Mouse avatars, or avatar mice, refers to an experimental method employed to identify the best chemotherapeutic choice for a particular cancer patient.

==Origin==
The method was originally employed to treat cancer patients by Dr. Manuel Hidalgo (Spanish National Cancer Research Center in Madrid). The name mouse avatar or avatar mice was originally coined by the Spanish National Cancer Research Center and was subsequently popularized by the journals Nature and Science, the Mayo Clinic and The New York Times among others.

==Method==
Generally, mouse avatars involve three steps, as follows:

===Step one===

The tumor is obtained by surgical resection. This may cure the patient. The tumor however may regrow, at the same or at a distant location (metastasis), a process that usually entails several months. If this happens, the avatar mice may guide the oncologist to choose the most efficient chemotherapeutic treatment.

===Step two===

Fresh pieces of the tumor are implanted into mice (these are the so-called "first-generation" avatar mice). The implants can be at the same location where the tumor was formed in the patient, in which case are known as orthotopic xenografts or, most commonly, at a different location, generally subcutaneous, in which case are called heterotopic xenografts.

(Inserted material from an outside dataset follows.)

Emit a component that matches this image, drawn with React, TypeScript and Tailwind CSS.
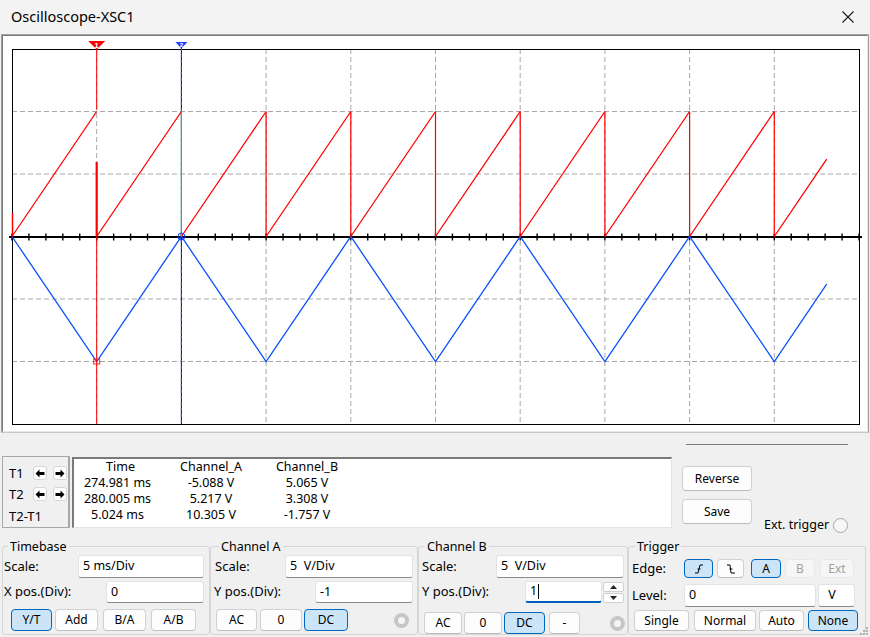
import React from "react";
import clsx from "clsx";

// plot geometry, page pixels
const X0 = 12;
const Y0 = 49;
const PW = 847;
const PH = 375;
const DX = PW / 10;
const DY = PH / 6;
const AXIS = Y0 + 3 * DY;
const PEAK = AXIS - 2 * DY;
const TROUGH = AXIS + 2 * DY;
const END_X = 826.7;
const gx = (i: number) => X0 + i * DX;

const readout = [
  ["274.981 ms", "-5.088 V", "5.065 V"],
  ["280.005 ms", "5.217 V", "3.308 V"],
  ["5.024 ms", "10.305 V", "-1.757 V"],
];

function Scope() {
  const tail = ((END_X - gx(9)) / DX) * 2 * DY;
  const ramps = Array.from({ length: 9 }, (_, k) => `M${gx(k)} ${AXIS} L${gx(k + 1)} ${PEAK}`).join(" ") +
    ` M${gx(9)} ${AXIS} L${END_X} ${AXIS - tail}`;
  const drops = [3, 4, 5, 6, 7, 8, 9].map((k) => `M${gx(k)} ${PEAK} L${gx(k)} ${AXIS}`).join(" ");
  const tri = Array.from({ length: 10 }, (_, i) => `${gx(i)},${i % 2 ? TROUGH : AXIS}`).join(" ") +
    ` ${END_X},${TROUGH - tail}`;

  return (
    <svg width={864} height={395} viewBox="3 36 864 395" className="block">
      <rect x={3} y={36} width={864} height={395} fill="#fff" />
      {[1, 2, 3, 4, 5, 6, 7, 8, 9].map((i) => (
        <line key={"v" + i} x1={gx(i)} y1={Y0} x2={gx(i)} y2={Y0 + PH} stroke="#a8a8a8" strokeDasharray="5 3" />
      ))}
      {[1, 2, 4, 5].map((j) => (
        <line key={"h" + j} x1={X0} y1={Y0 + j * DY} x2={X0 + PW} y2={Y0 + j * DY} stroke="#a8a8a8" strokeDasharray="5 3" />
      ))}
      <rect x={12.5} y={49.5} width={PW} height={PH} fill="none" stroke="#000" />
      <line x1={9} y1={AXIS + 0.5} x2={862} y2={AXIS + 0.5} stroke="#000" strokeWidth={2} />
      {Array.from({ length: 51 }, (_, i) => (
        <line key={"t" + i} x1={X0 + (i * DX) / 5} y1={233.5} x2={X0 + (i * DX) / 5} y2={240.5} stroke="#000" strokeWidth={1.4} />
      ))}

      {/* channel B */}
      <polyline points={tri} fill="none" stroke="#0a50ff" strokeWidth={1.3} />
      {/* channel A */}
      <path d={ramps} fill="none" stroke="#ff0000" strokeWidth={1.3} />
      <path d={drops} fill="none" stroke="#ff0000" strokeWidth={1.2} />
      <line x1={X0 + 0.5} y1={213} x2={X0 + 0.5} y2={AXIS} stroke="#ff0000" strokeWidth={1.5} />

      {/* cursor 2 */}
      <line x1={gx(2)} y1={48} x2={gx(2)} y2={Y0 + PH} stroke="#10104a" />
      <line x1={gx(2)} y1={48} x2={gx(2)} y2={Y0 + PH} stroke="#2a4dff" strokeDasharray="3 3" />
      <line x1={gx(2)} y1={PEAK - 1} x2={gx(2)} y2={AXIS} stroke="#22dd22" />
      <circle cx={gx(2)} cy={AXIS} r={3.5} fill="none" stroke="#1040ff" />
      <polygon points={`${gx(2) - 6},42 ${gx(2) + 6},42 ${gx(2)},48.5`} fill="#2040ff" />
      <text x={gx(2)} y={47} fontSize={6} fill="#fff" textAnchor="middle" fontFamily="Liberation Sans" fontWeight="bold">2</text>

      {/* cursor 1 */}
      <line x1={gx(1)} y1={49} x2={gx(1)} y2={PEAK - 2} stroke="#ff0000" />
      <line x1={gx(1)} y1={162} x2={gx(1)} y2={AXIS} stroke="#ff0000" strokeWidth={2.2} />
      <line x1={gx(1)} y1={AXIS} x2={gx(1)} y2={Y0 + PH} stroke="#ff0000" />
      <rect x={gx(1) - 3} y={TROUGH - 2.5} width={6} height={5} fill="none" stroke="#ff2020" />
      <polygon points={`${gx(1) - 8.5},41 ${gx(1) + 8.5},41 ${gx(1)},49.5`} fill="#ff0000" />
      <text x={gx(1)} y={47.5} fontSize={7.5} fill="#fff" textAnchor="middle" fontFamily="Liberation Sans" fontWeight="bold">1</text>
    </svg>
  );
}

function Btn({ children, className, on, off }: { children: React.ReactNode; className: string; on?: boolean; off?: boolean }) {
  return (
    <button
      type="button"
      className={clsx(
        "flex shrink-0 items-center justify-center rounded-[4px] border text-[12px] leading-none",
        on && "border-[#0067c0] bg-[#cce4f7] text-black",
        off && "border-[#e8e8e8] bg-[#f6f6f6] text-[#a0a0a0]",
        !on && !off && "border-[#d0d0d0] border-b-[#bcbcbc] bg-[#fdfdfd] text-black",
        className
      )}
    >
      {children}
    </button>
  );
}

function Field({ value, className, focus }: { value: string; className: string; focus?: boolean }) {
  return (
    <div
      className={clsx(
        "flex shrink-0 items-center rounded-[3px] border border-[#e3e3e3] bg-white pl-[4px] text-[12.5px] whitespace-pre",
        focus ? "border-b-2 border-b-[#005fb8]" : "border-b-[#8a8a8a]",
        className
      )}
    >
      {value}
      {focus && <span className="ml-px h-[15px] w-px bg-black" />}
    </div>
  );
}

function Group({ title, legendClass, className, children }: { title: string; legendClass: string; className: string; children: React.ReactNode }) {
  return (
    <div className={clsx("h-[89px] shrink-0 rounded-[3px] border border-[#d5d5d5]", className)}>
      <div className={clsx("-mt-[9px] w-fit bg-[#f0f0f0] px-[2px] text-[12.5px] leading-[17px]", legendClass)}>{title}</div>
      {children}
    </div>
  );
}

function Radio({ className }: { className: string }) {
  return (
    <div className={clsx("flex h-[15px] w-[15px] shrink-0 items-center justify-center rounded-full bg-[#c6c6c6]", className)}>
      <div className="h-[7px] w-[7px] rounded-full bg-[#f5f5f5]" />
    </div>
  );
}

function Arrow({ dir }: { dir: "l" | "r" }) {
  return (
    <div className="flex h-[14px] w-[14px] items-center justify-center rounded-[3px] border border-[#d6d6d6] bg-white">
      <svg width="10" height="9" viewBox="0 0 10 9">
        <path d={dir === "l" ? "M0.5 4.5 L4.5 0.5 V3 H9.5 V6 H4.5 V8.5 Z" : "M9.5 4.5 L5.5 0.5 V3 H0.5 V6 H5.5 V8.5 Z"} fill="#000" />
      </svg>
    </div>
  );
}

export default function App() {
  return (
    <div className="relative flex h-[637px] w-[870px] flex-col overflow-hidden bg-[#f0f0f0] font-['Noto_Sans',sans-serif] text-[13px] text-black">
      {/* title bar */}
      <div className="flex h-[34px] shrink-0 items-center bg-[#f3f3f3]">
        <span className="pl-[11px] text-[14.5px]">Oscilloscope-XSC1</span>
        <svg className="ml-auto mr-[16px]" width="12" height="12" viewBox="0 0 12 12">
          <path d="M0.5 0.5 L11.5 11.5 M11.5 0.5 L0.5 11.5" stroke="#1c1c1c" strokeWidth="1.1" />
        </svg>
      </div>

      {/* screen */}
      <div className="ml-px h-[399px] w-[868px] shrink-0 border border-[#a0a0a0] border-b-[#c8c8c8] border-r-[#a0a0a0]">
        <div className="h-full w-full border border-[#7a7a7a] border-b-[#e6e6e6] border-r-[#e6e6e6]">
          <Scope />
        </div>
      </div>

      {/* cursor readout */}
      <div className="flex h-[113px] shrink-0">
        <div className="ml-[2px] mt-[23px] flex h-[72px] w-[68px] shrink-0 flex-col border border-[#a8a8a8] border-r-2 pl-[6px] text-[13px] leading-none">
          <div className="mt-[9px] flex h-[14px] items-center">
            <span className="w-[24px]">T1</span>
            <Arrow dir="l" />
            <span className="w-[6px]" />
            <Arrow dir="r" />
          </div>
          <div className="mt-[7px] flex h-[14px] items-center">
            <span className="w-[24px]">T2</span>
            <Arrow dir="l" />
            <span className="w-[6px]" />
            <Arrow dir="r" />
          </div>
          <div className="mt-[8px] flex h-[14px] items-center">T2-T1</div>
        </div>

        <div className="ml-[2px] mt-[24px] h-[71px] w-[600px] shrink-0 border-b border-l-2 border-r border-t-2 border-b-[#e3e3e3] border-l-[#7a7a7a] border-r-[#e3e3e3] border-t-[#7a7a7a] bg-white text-[12.5px] leading-[16px]">
          <div className="grid grid-cols-[87px_100px_92px]">
            <div className="pl-[6px] text-center">Time</div>
            <div className="text-center">Channel_A</div>
            <div className="text-center">Channel_B</div>
            {readout.map((r) =>
              r.map((c, i) => (
                <div key={r[0] + i} className="text-center">
                  {c}
                </div>
              ))
            )}
          </div>
        </div>

        <div className="ml-[10px] flex shrink-0 flex-col">
          <div className="ml-[4px] mt-[11px] h-px w-[162px] bg-[#7a7a7a]" />
          <Btn className="mt-[21px] h-[25px] w-[70px] text-[12.5px]">Reverse</Btn>
          <div className="mt-[8px] flex">
            <Btn className="h-[25px] w-[70px] text-[12.5px]">Save</Btn>
            <div className="ml-[12px] mt-[18px] flex h-[16px] items-center text-[12.5px]">
              <span>Ext. trigger</span>
              <div className="ml-[4px] h-[15px] w-[15px] rounded-full border border-[#a8a8a8] bg-[#f7f7f7]" />
            </div>
          </div>
        </div>
      </div>

      {/* controls */}
      <div className="flex shrink-0">
        <Group title="Timebase" legendClass="ml-[5px]" className="ml-[2px] w-[208px]">
          <div className="flex h-[23px] items-center">
            <span className="pl-[1px]">Scale:</span>
            <Field value="5 ms/Div" className="ml-auto mr-[5px] h-[23px] w-[126px]" />
          </div>
          <div className="mt-[3px] flex h-[22px] items-center">
            <span className="pl-[1px]">X pos.(Div):</span>
            <Field value="0" className="ml-auto mr-[5px] h-[22px] w-[98px]" />
          </div>
          <div className="mt-[6px] flex pl-[8px]">
            <Btn on className="h-[22px] w-[41px]">Y/T</Btn>
            <Btn className="ml-[3px] h-[22px] w-[43px]">Add</Btn>
            <Btn className="ml-[5px] h-[22px] w-[43px]">B/A</Btn>
            <Btn className="ml-[5px] h-[22px] w-[45px]">A/B</Btn>
          </div>
        </Group>

        <Group title="Channel A" legendClass="ml-[8px]" className="w-[208px]">
          <div className="flex h-[23px] items-center">
            <span className="pl-[4px]">Scale:</span>
            <Field value="5  V/Div" className="ml-auto mr-[4px] h-[23px] w-[128px]" />
          </div>
          <div className="mt-[3px] flex h-[22px] items-center">
            <span className="pl-[3px]">Y pos.(Div):</span>
            <Field value="-1" className="ml-auto mr-[4px] h-[22px] w-[98px]" />
          </div>
          <div className="mt-[6px] flex items-center pl-[5px]">
            <Btn className="h-[22px] w-[41px]">AC</Btn>
            <Btn className="ml-[3px] h-[22px] w-[42px]">0</Btn>
            <Btn on className="ml-[2px] h-[22px] w-[44px]">DC</Btn>
            <Radio className="ml-auto mr-[8px]" />
          </div>
        </Group>

        <Group title="Channel B" legendClass="ml-[6px]" className="w-[210px]">
          <div className="flex h-[23px] items-center">
            <span className="pl-[3px]">Scale:</span>
            <Field value="5  V/Div" className="ml-auto mr-[3px] h-[23px] w-[128px]" />
          </div>
          <div className="mt-[3px] flex h-[22px] items-center">
            <span className="pl-[3px]">Y pos.(Div):</span>
            <Field focus value="1" className="ml-auto h-[22px] w-[77px]" />
            <div className="ml-px mr-[3px] flex w-[21px] flex-col gap-px">
              <div className="flex h-[10px] items-center justify-center rounded-[2px] border border-[#d0d0d0] bg-[#fdfdfd]">
                <svg width="7" height="4" viewBox="0 0 7 4"><path d="M0 4 L3.5 0 L7 4 Z" fill="#222" /></svg>
              </div>
              <div className="flex h-[10px] items-center justify-center rounded-[2px] border border-[#d0d0d0] bg-[#fdfdfd]">
                <svg width="7" height="4" viewBox="0 0 7 4"><path d="M0 0 L3.5 4 L7 0 Z" fill="#222" /></svg>
              </div>
            </div>
          </div>
          <div className="mt-[9px] flex items-center pl-[5px]">
            <Btn className="h-[22px] w-[38px]">AC</Btn>
            <Btn className="ml-[2px] h-[22px] w-[38px]">0</Btn>
            <Btn on className="ml-[2px] h-[22px] w-[41px]">DC</Btn>
            <Btn className="ml-[4px] h-[22px] w-[31px]">-</Btn>
            <Radio className="ml-auto mr-[2px]" />
          </div>
        </Group>

        <Group title="Trigger" legendClass="ml-[6px]" className="w-[238px]">
          <div className="mt-[4px] flex h-[19px] items-center">
            <span className="w-[55px] shrink-0 pl-[3px]">Edge:</span>
            <Btn on className="h-[19px] w-[29px]">
              <svg width="10" height="10" viewBox="0 0 10 10">
                <path d="M1 9 H4 L6 1 H9 M3.5 5 H6.5" fill="none" stroke="#000" strokeWidth="1" />
              </svg>
            </Btn>
            <Btn className="ml-[4px] h-[19px] w-[27px]">
              <svg width="10" height="10" viewBox="0 0 10 10">
                <path d="M1 1 H4 L5 9 H9 M3.5 5 H6.5" fill="none" stroke="#000" strokeWidth="1" />
              </svg>
            </Btn>
            <Btn on className="ml-[7px] h-[19px] w-[30px]">A</Btn>
            <Btn off className="ml-[4px] h-[19px] w-[30px]">B</Btn>
            <Btn off className="ml-[5px] h-[19px] w-[34px]">Ext</Btn>
          </div>
          <div className="mt-[6px] flex h-[23px] items-center">
            <span className="w-[55px] shrink-0 pl-[3px]">Level:</span>
            <Field value="0" className="h-[23px] w-[132px]" />
            <Field value=" V" className="ml-[2px] h-[23px] w-[37px] pl-[6px]" />
          </div>
          <div className="mt-[3px] flex pl-[5px]">
            <Btn className="h-[21px] w-[55px]">Single</Btn>
            <Btn className="ml-[5px] h-[21px] w-[62px]">Normal</Btn>
            <Btn className="ml-[3px] h-[21px] w-[45px]">Auto</Btn>
            <Btn on className="ml-[4px] h-[21px] w-[50px]">None</Btn>
          </div>
        </Group>
      </div>

      {/* resize grip */}
      <svg className="absolute bottom-[2px] right-[2px]" width="8" height="8" viewBox="0 0 8 8">
        <g fill="#b0b0b0">
          <rect x="6" y="0" width="2" height="2" />
          <rect x="3" y="3" width="2" height="2" />
          <rect x="6" y="3" width="2" height="2" />
          <rect x="0" y="6" width="2" height="2" />
          <rect x="3" y="6" width="2" height="2" />
          <rect x="6" y="6" width="2" height="2" />
        </g>
      </svg>
    </div>
  );
}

If necessary, the tumors from the first-generation avatar mice can be extracted, divided into pieces, and implanted again in multiple avatar mice ("second generation"). This process can be repeated several times to obtain a large number of avatar mice from a single patient. In general, 3–4 generations are needed to obtain enough avatar mice from a single patient.

===Step three===

Once the desired number of avatar mice has been achieved, the mice are treated with the several available options of chemotherapy (single agents or combined agents). The response of the tumors in the avatar mice to the various chemotherapeutic regimens is examined and the most efficient one is chosen.

The whole process usually takes several months. If the tumor of the patient recurs, then the oncologist can decide which chemotherapeutic treatment to apply based on the response of the avatar mice that carried the original tumor of the patient.

==In practice==
The therapeutic benefits of the avatar mice have been demonstrated in pilot studies by Dr. Manuel Hidalgo with pancreatic cancer patients as well as with other cancers.